Besonders bei der Frage nach der Karzinogenität – sprich: dem Potential, Krebs auszulösen – sowie der fraglichen Giftigkeit für Kinder oder in Bezug auf Umweltschäden reichten die Read-Across oft nicht aus, um klare Schlussfolgerungen zu ziehen. Außerdem, so ECHA, müssten für die Anwendung von computerbasierten Modellen die Strukturen der Chemikalien bereits bekannt sein. Dies sei bei maximal zwei Drittel aller Industriechemikalien der Fall. Auch sei noch unklar, inwieweit die Algorithmen Verunreinigungen in die Berechnung einbeziehen können. Bei Hunderten von Chemikalien seien Unreinheiten für die Giftigkeit verantwortlich. Komplexe Tierversuche lieferten hier deutlich mehr Zusatzdaten.

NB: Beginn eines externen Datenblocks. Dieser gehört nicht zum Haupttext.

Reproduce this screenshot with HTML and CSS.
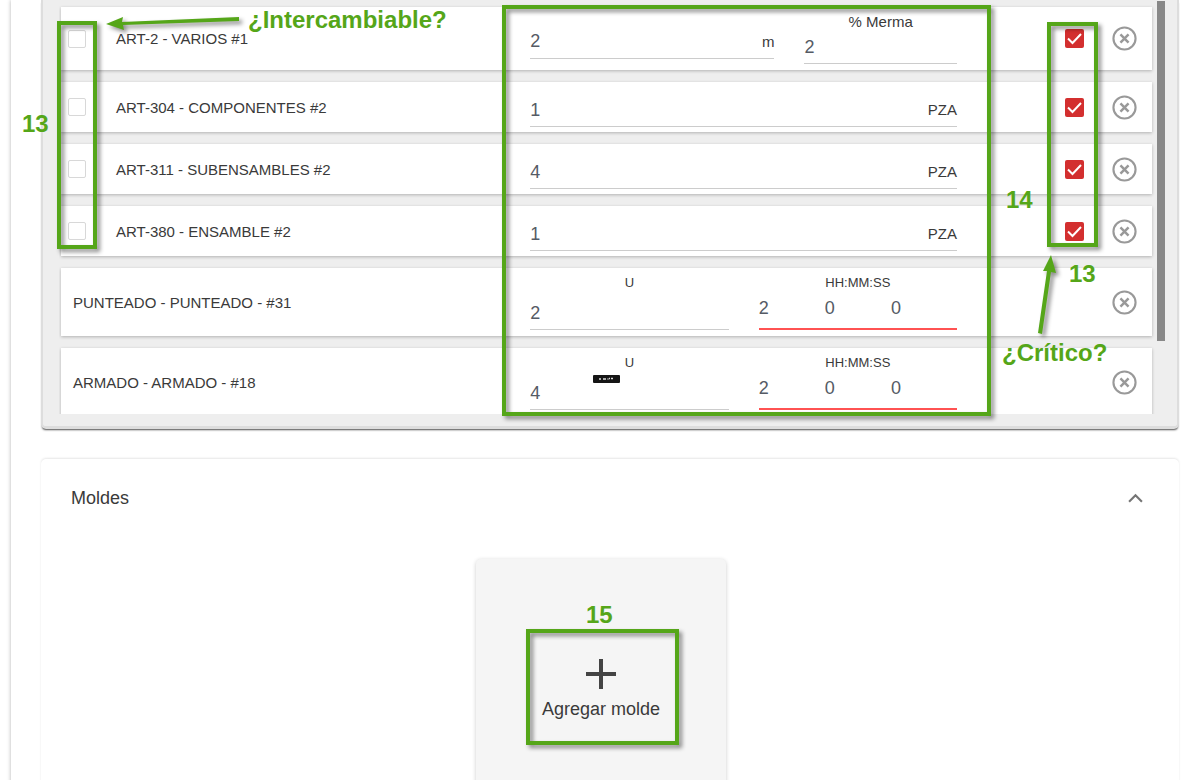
FILE: index.html
```html
<!DOCTYPE html>
<html lang="es">
<head>
    <meta charset="UTF-8">
    <meta name="viewport" content="width=device-width, initial-scale=1.0">
    <title>Ficha de producto - Moldes</title>
    <link rel="stylesheet" href="styles.css">
</head>
<body>

<svg class="symbols" aria-hidden="true">
    <symbol id="icon-close" viewBox="0 0 26 26">
        <circle cx="13" cy="13" r="11.5" fill="none" stroke="#999" stroke-width="2.2"/>
        <path d="M8.8 8.8l8.4 8.4M17.2 8.8l-8.4 8.4" fill="none" stroke="#999" stroke-width="2.6"/>
    </symbol>
</svg>

<main class="page">
    <section class="components">
        <div class="list">
            <div class="row row-tall">
                <div class="row-name">
                    <input type="checkbox" class="check" id="inter-1">
                    <label for="inter-1">ART-2 - VARIOS #1</label>
                </div>
                <div class="fields fields-merma">
                    <div class="field">
                        <div class="control">
                            <input type="text" id="cant-1" value="2" aria-label="Cantidad">
                            <label for="cant-1" class="unit">m</label>
                        </div>
                    </div>
                    <div class="field field-labeled">
                        <label for="merma-1" class="caption">% Merma</label>
                        <div class="control"><input type="text" id="merma-1" value="2"></div>
                    </div>
                </div>
                <div class="row-actions">
                    <input type="checkbox" class="check critical" aria-label="Crítico" checked>
                    <button type="button" class="remove" aria-label="Quitar"><svg><use href="#icon-close"/></svg></button>
                </div>
            </div>

            <div class="row">
                <div class="row-name">
                    <input type="checkbox" class="check" id="inter-2">
                    <label for="inter-2">ART-304 - COMPONENTES #2</label>
                </div>
                <div class="fields">
                    <div class="field">
                        <div class="control">
                            <input type="text" id="cant-2" value="1" aria-label="Cantidad">
                            <label for="cant-2" class="unit">PZA</label>
                        </div>
                    </div>
                </div>
                <div class="row-actions">
                    <input type="checkbox" class="check critical" aria-label="Crítico" checked>
                    <button type="button" class="remove" aria-label="Quitar"><svg><use href="#icon-close"/></svg></button>
                </div>
            </div>

            <div class="row">
                <div class="row-name">
                    <input type="checkbox" class="check" id="inter-3">
                    <label for="inter-3">ART-311 - SUBENSAMBLES #2</label>
                </div>
                <div class="fields">
                    <div class="field">
                        <div class="control">
                            <input type="text" id="cant-3" value="4" aria-label="Cantidad">
                            <label for="cant-3" class="unit">PZA</label>
                        </div>
                    </div>
                </div>
                <div class="row-actions">
                    <input type="checkbox" class="check critical" aria-label="Crítico" checked>
                    <button type="button" class="remove" aria-label="Quitar"><svg><use href="#icon-close"/></svg></button>
                </div>
            </div>

            <div class="row">
                <div class="row-name">
                    <input type="checkbox" class="check" id="inter-4">
                    <label for="inter-4">ART-380 - ENSAMBLE #2</label>
                </div>
                <div class="fields">
                    <div class="field">
                        <div class="control">
                            <input type="text" id="cant-4" value="1" aria-label="Cantidad">
                            <label for="cant-4" class="unit">PZA</label>
                        </div>
                    </div>
                </div>
                <div class="row-actions">
                    <input type="checkbox" class="check critical" aria-label="Crítico" checked>
                    <button type="button" class="remove" aria-label="Quitar"><svg><use href="#icon-close"/></svg></button>
                </div>
            </div>

            <div class="row row-process">
                <div class="row-name">PUNTEADO - PUNTEADO - #31</div>
                <div class="fields fields-process">
                    <div class="field field-labeled">
                        <label for="u-5" class="caption">U</label>
                        <div class="control"><input type="text" id="u-5" value="2"></div>
                    </div>
                    <div class="field field-labeled">
                        <label for="hh-5" class="caption">HH:MM:SS</label>
                        <div class="control control-time">
                            <input type="text" id="hh-5" value="2">
                            <input type="text" value="0" aria-label="Minutos">
                            <input type="text" value="0" aria-label="Segundos">
                        </div>
                    </div>
                </div>
                <div class="row-actions">
                    <button type="button" class="remove" aria-label="Quitar"><svg><use href="#icon-close"/></svg></button>
                </div>
            </div>

            <div class="row row-process">
                <div class="row-name">ARMADO - ARMADO - #18</div>
                <div class="fields fields-process">
                    <div class="field field-labeled">
                        <label for="u-6" class="caption">U</label>
                        <div class="control"><input type="text" id="u-6" value="4"></div>
                    </div>
                    <div class="field field-labeled">
                        <label for="hh-6" class="caption">HH:MM:SS</label>
                        <div class="control control-time">
                            <input type="text" id="hh-6" value="2">
                            <input type="text" value="0" aria-label="Minutos">
                            <input type="text" value="0" aria-label="Segundos">
                        </div>
                    </div>
                </div>
                <div class="row-actions">
                    <button type="button" class="remove" aria-label="Quitar"><svg><use href="#icon-close"/></svg></button>
                </div>
            </div>
        </div>
        <div class="scroll-thumb"></div>
    </section>

    <section class="molds">
        <header class="molds-header">
            <h2>Moldes</h2>
            <button type="button" class="collapse" aria-label="Contraer">
                <svg viewBox="0 0 14 9"><path d="M1 8l6-6 6 6" fill="none" stroke="#757575" stroke-width="2"/></svg>
            </button>
        </header>
        <button type="button" class="add-mold">
            <svg viewBox="0 0 30 30"><path d="M15 0v30M0 15h30" stroke="#444" stroke-width="4"/></svg>
            <span>Agregar molde</span>
        </button>
    </section>
</main>

<!-- Notas del manual sobre la pantalla -->
<div class="notes">
    <div class="box box-inter"></div>
    <div class="box box-fields"></div>
    <div class="box box-critical"></div>
    <div class="box box-add"></div>

    <svg class="arrow arrow-inter" viewBox="0 0 140 20">
        <path d="M4 10L21 3L20 8L137 3L137 7L21 11L22 16Z" fill="#55a619"/>
    </svg>
    <svg class="arrow arrow-critical" viewBox="0 0 24 84">
        <path d="M15 2L20 20L15 19L6 81L2 80L11 18L7 18Z" fill="#55a619"/>
    </svg>

    <span class="note note-inter">¿Intercambiable?</span>
    <span class="note note-13a">13</span>
    <span class="note note-14">14</span>
    <span class="note note-13b">13</span>
    <span class="note note-critical">¿Crítico?</span>
    <span class="note note-15">15</span>

    <svg class="tooltip" viewBox="0 0 27 8">
        <rect width="27" height="8" rx="1" fill="#151515"/>
        <path d="M6 4h2M10 4h3M14.500 4h1M16 3.500h1M18 3.500h2" stroke="#ddd" stroke-width="1.500"/>
    </svg>
</div>

</body>
</html>
```

FILE: styles.css
```css
* {
    box-sizing: border-box;
}
body {
    margin: 0;
    height: 100vh;
    overflow: hidden;
    position: relative;
    background-color: #fff;
    color: #3a3a3a;
    font-family: "Liberation Sans", Arial, sans-serif;
    font-size: 15px;
}
button {
    padding: 0;
    border: none;
    background: none;
    font: inherit;
    color: inherit;
    cursor: pointer;
}
.symbols {
    display: none;
}
.page {
    min-height: 100vh;
    margin-left: 11px;
    padding: 0 4px 0 30px;
    background-color: #fff;
    box-shadow: 0 0 4px rgba(0, 0, 0, 0.3);
}

/* lista de componentes */
.components {
    display: flex;
    padding: 0 12px 12px 16px;
    background-color: #eee;
    border: 2px solid #ddd;
    border-top: none;
    border-bottom-width: 3px;
    border-radius: 0 0 5px 5px;
    box-shadow: 0 2px 2px -1px rgba(0, 0, 0, 0.7);
}
.list {
    flex: 1;
    display: flex;
    flex-direction: column;
    gap: 12px;
    max-height: 414px;
    padding: 7px 5px 0 2px;
    overflow: hidden;
}
.row {
    display: grid;
    grid-template-columns: 11fr 10fr 195px;
    align-items: center;
    flex: none;
    min-height: 50px;
    background-color: #fff;
    box-shadow: 0 1px 3px rgba(0, 0, 0, 0.25);
}
.row-tall {
    min-height: 63px;
}
.row-process {
    min-height: 68px;
}
.row-name {
    display: flex;
    align-items: center;
    gap: 30px;
    padding-left: 7px;
}
.row-process .row-name {
    padding-left: 12px;
}
.check {
    appearance: none;
    width: 18px;
    height: 18px;
    margin: 0;
    border: 1px solid #d8d8d8;
    border-radius: 2px;
    background-color: #fff;
}
.critical {
    width: 19px;
    height: 19px;
}
.critical:checked {
    border: none;
    background: #d32f2f url("data:image/svg+xml,%3Csvg xmlns='http://www.w3.org/2000/svg' viewBox='0 0 19 19'%3E%3Cpath d='M3 9.500l4.500 4.500L16 5' fill='none' stroke='%23fff' stroke-width='2'/%3E%3C/svg%3E");
}
.fields {
    display: grid;
    gap: 30px;
    align-items: center;
}
.fields-merma {
    grid-template-columns: 8fr 5fr;
}
.fields-process {
    grid-template-columns: 1fr 1fr;
}
.field {
    padding-top: 7px;
    min-width: 0;
}
.field-labeled {
    padding-top: 0;
}
.caption {
    display: block;
    line-height: 18px;
    text-align: center;
}
.fields-process .caption {
    font-size: 13px;
}
.control {
    display: flex;
    align-items: center;
    border-bottom: 1px solid #ccc;
}
.fields-process .control {
    padding-top: 5px;
}
.control input {
    flex: 1;
    min-width: 0;
    width: 100%;
    height: 32px;
    padding: 0;
    border: none;
    outline: none;
    background: none;
    color: #555b65;
    font: inherit;
    font-size: 18px;
}
.fields-process .control-time {
    padding: 0 0 4px;
    border-bottom: 2px solid #ff5252;
}
.unit {
    line-height: 18px;
}
.row-actions {
    display: flex;
    align-items: center;
    justify-content: flex-end;
    gap: 28px;
    padding-right: 15px;
}
.remove,
.remove svg {
    display: block;
    width: 25px;
    height: 25px;
}
.scroll-thumb {
    width: 8px;
    height: 340px;
    margin-top: 1px;
    background-color: #888;
}

/* moldes */
.molds {
    margin-top: 30px;
    padding: 0 18px 0 0;
    border-radius: 5px;
    box-shadow: 0 -1px 3px -1px rgba(0, 0, 0, 0.2);
}
.molds-header {
    display: flex;
    align-items: center;
    justify-content: space-between;
    height: 78px;
    padding: 0 18px 0 30px;
}
.molds-header h2 {
    margin: 0;
    font-size: 18px;
    font-weight: normal;
}
.collapse svg {
    display: block;
    width: 15px;
    height: 10px;
}
.add-mold {
    display: flex;
    flex-direction: column;
    align-items: center;
    justify-content: center;
    gap: 10px;
    width: 250px;
    height: 260px;
    margin: 22px auto 0;
    border-radius: 5px;
    background-color: #f5f5f5;
    box-shadow: 0 1px 4px rgba(0, 0, 0, 0.2);
    font-size: 18px;
    line-height: 20px;
}
.add-mold svg {
    width: 30px;
    height: 30px;
}

/* notas superpuestas */
.notes {
    position: absolute;
    inset: 0;
    pointer-events: none;
}
.box,
.arrow,
.note,
.tooltip {
    position: absolute;
}
.box {
    border: 4px solid #55a619;
}
.box,
.arrow {
    filter: drop-shadow(3px 3px 2px rgba(0, 0, 0, 0.45));
}
.box-inter {
    left: 57px;
    top: 21px;
    width: 40px;
    height: 228px;
}
.box-fields {
    left: 502px;
    top: 5px;
    width: 489px;
    height: 411px;
}
.box-critical {
    left: 1047px;
    top: 22px;
    width: 51px;
    height: 225px;
}
.box-add {
    left: 526px;
    top: 629px;
    width: 153px;
    height: 116px;
}
.arrow-inter {
    left: 102px;
    top: 14px;
    width: 140px;
    height: 20px;
}
.arrow-critical {
    left: 1036px;
    top: 253px;
    width: 24px;
    height: 84px;
}
.note {
    color: #55a619;
    font-size: 24px;
    font-weight: bold;
    line-height: 28px;
    white-space: nowrap;
}
.note-inter {
    left: 248px;
    top: 6px;
}
.note-13a {
    left: 22px;
    top: 110px;
}
.note-14 {
    left: 1006px;
    top: 186px;
}
.note-13b {
    left: 1069px;
    top: 260px;
}
.note-critical {
    left: 1002px;
    top: 339px;
}
.note-15 {
    left: 586px;
    top: 601px;
}
.tooltip {
    left: 593px;
    top: 375px;
    width: 27px;
    height: 8px;
}
```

Nichtsdestotrotz wird die Strategie von der ECHA für interessant befunden. „Wenn es darum geht, Alternativen für Tierversuche bei einfacher Giftigkeit voranzutreiben, ist diese Initiative begrüßenswert“, so ECHA-Sprecher Mikko Väänänen. Es sei vorstellbar, diese im europäischen Kontext legal einzusetzen. Für komplexere toxische Wirkungen müsse man jedoch erst besser verstehen, was die Giftigkeit begründe. Hartung hingegen weist auf die Schwächen des Tierversuchs hin. Es sei ein Irrtum, dass das Tiermodell immer korrekte Voraussagen treffen könne.

„Wie kann ich denn gut schlafen, wenn ich weiß, dass ich nur achtzig Prozent der toxischen Wirkungen finde?“, fragt Hartung. Sicherlich könne man Tierversuche nicht einfach abschaffen. Doch ihre wissenschaftliche Qualität werde immer noch oft überschätzt. Die verantwortlichen Behörden müssten deshalb die Anforderungen an Alternativmethoden senken, fordert Hartung. Tierversuche seien Methoden, die eben auch große Schwächen hätten.